Is this book just another leftist rant? Or is there something we need to learn from what Pilger argues? It would be easy to charge the former and dismiss it with a condescending shrug. Similarly, it would be easy to call it rabid anti-Americanism, even though what Pilger is attacking is not so much the USA as its foreign policy and the interest groups that so often seem to run the country. Early in the book Pilger insists that the slaughter of 3000 people on September 11th was utterly wrong, in the same way as the deaths of 500 000 Iraqi children; what he does point out is how, given what he describes, some people (including many Americans) might find September 11 thoroughly understandable.

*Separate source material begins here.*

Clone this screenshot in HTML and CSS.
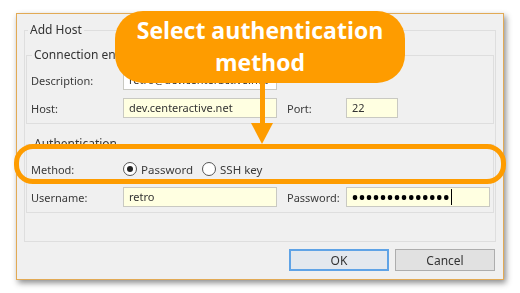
FILE: index.html
```html
<!DOCTYPE html>
<html lang="en">
<head>
    <meta charset="UTF-8">
    <title>Add Host</title>
    <link rel="stylesheet" href="styles.css">
</head>
<body>
    <div class="stage">
        <div class="dialog">
            <fieldset class="group main-group">
                <legend>Add Host</legend>

                <fieldset class="group">
                    <legend>Connection endpoint</legend>
                    <div class="row">
                        <label class="lbl">Description:</label>
                        <div class="field wide plain">retro@dev.centeractive.net</div>
                    </div>
                    <div class="row">
                        <label class="lbl">Host:</label>
                        <div class="field wide">dev.centeractive.net</div>
                        <label class="lbl lbl-right">Port:</label>
                        <div class="field small">22</div>
                    </div>
                </fieldset>

                <fieldset class="group auth-group">
                    <legend>Authentication</legend>
                    <div class="row">
                        <label class="lbl">Method:</label>
                        <span class="radio checked"></span>
                        <span class="radio-text">Password</span>
                        <span class="radio"></span>
                        <span class="radio-text">SSH key</span>
                    </div>
                    <div class="row">
                        <label class="lbl">Username:</label>
                        <div class="field wide">retro</div>
                        <label class="lbl lbl-right">Password:</label>
                        <div class="field pass"><span class="dots">••••••••••••••</span></div>
                    </div>
                </fieldset>
            </fieldset>

            <div class="buttons">
                <button class="btn btn-default">OK</button>
                <button class="btn">Cancel</button>
            </div>
        </div>

        <!-- annotation on top of the screenshot -->
        <div class="callout">Select authentication<br>method</div>
        <div class="arrow-stem"></div>
        <div class="arrow-head"></div>
        <div class="highlight"></div>
    </div>
</body>
</html>
```

FILE: styles.css
```css
* {
    box-sizing: border-box;
}

body {
    margin: 0;
    background: #ffffff;
    font-family: 'Noto Sans', 'DejaVu Sans', sans-serif;
    font-size: 11px;
    color: #3a3a3a;
}

.stage {
    position: relative;
    width: 520px;
    height: 293px;
    overflow: hidden;
    padding: 13px 0 0 16px;
}

/* the dialog window (screenshot, slightly blurred) */
.dialog {
    width: 488px;
    height: 267px;
    background: #f0f0f0;
    border: 1px solid #e2aa55;
    box-shadow: 2px 3px 6px rgba(0, 0, 0, 0.45);
    padding: 8px 7px 0 7px;
    filter: blur(0.5px);
}

.group {
    margin: 0;
    padding: 7px 2px 5px 3px;
    border: 1px solid #dedede;
    min-width: 0;
}

.group legend {
    padding: 0 2px;
    margin-left: 2px;
    font-size: 12px;
    line-height: 16px;
    color: #333;
}

.main-group {
    height: 220px;
    padding: 9px 1px 0 1px;
}

.main-group > .auth-group {
    margin-top: 12px;
}

.row {
    display: flex;
    align-items: center;
    height: 20px;
}

.row + .row {
    margin-top: 8px;
}

.lbl {
    width: 93px;
    padding-left: 1px;
}

.lbl-right {
    width: 60px;
    margin-left: 9px;
}

.field {
    height: 20px;
    background: #ffffe1;
    border: 1px solid #c9c9c2;
    padding: 0 5px;
    line-height: 18px;
    color: #333;
    white-space: nowrap;
    overflow: hidden;
}

.field.plain {
    background: #ffffff;
}

.wide {
    width: 154px;
}

.small {
    width: 52px;
}

.pass {
    width: 144px;
    display: flex;
    align-items: center;
    overflow: visible;
}

.dots {
    font-size: 16px;
    font-weight: bold;
    letter-spacing: 1px;
    color: #000;
    line-height: 16px;
    padding-right: 1px;
    border-right: 1px solid #000;
}

.radio {
    width: 14px;
    height: 14px;
    border: 1px solid #555;
    border-radius: 50%;
    background: #fff;
    display: flex;
    align-items: center;
    justify-content: center;
}

.radio.checked::after {
    content: "";
    width: 6px;
    height: 6px;
    border-radius: 50%;
    background: #222;
}

.radio-text {
    margin: 0 9px 0 4px;
    font-size: 11.5px;
}

.buttons {
    display: flex;
    justify-content: flex-end;
    gap: 6px;
    margin-top: 7px;
    padding-right: 1px;
}

.btn {
    width: 100px;
    height: 22px;
    background: #e1e1e1;
    border: 1px solid #adadad;
    font-family: inherit;
    font-size: 12px;
    color: #333;
}

.btn-default {
    border: 2px solid #5fa3e6;
    background: #e3e8ee;
}

/* annotation overlay */
.callout {
    position: absolute;
    left: 115px;
    top: 11px;
    width: 290px;
    height: 72px;
    background: #fe9c00;
    border-radius: 28px;
    color: #fff;
    font-family: 'Open Sans', sans-serif;
    font-weight: bold;
    font-size: 23px;
    line-height: 32px;
    text-align: center;
    padding-top: 3px;
}

.arrow-stem {
    position: absolute;
    left: 260px;
    top: 80px;
    width: 5px;
    height: 45px;
    background: #fe9c00;
}

.arrow-head {
    position: absolute;
    left: 251px;
    top: 123px;
    width: 0;
    height: 0;
    border-left: 11px solid transparent;
    border-right: 11px solid transparent;
    border-top: 21px solid #fe9c00;
}

.highlight {
    position: absolute;
    left: 14px;
    top: 144px;
    width: 492px;
    height: 40px;
    border: 5px solid #fe9c00;
    border-radius: 19px;
}
```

Dramatic, unashamedly biased, profoundly angry, this is a book that deserves our attention. Whether we agree with some or all of its contents; whether we think that though Pilger has highlighted problems but offers no viable solutions; or even if we think Pilger is living in La-La-Land, we need to read this book. Ordinary decent Americans in particular should read this book (though I suspect that it will get quietly ignored by the media empires, against whom Pilger takes a swipe on numerous occasions). The rest of us should read it in the light of Bush Junior’s current warplans and with a long-term critical eye on how we read and address the links between foreign policy, political violence and globalisation. Perhaps some should read it as a cautionary tale: what happens if we step out of line.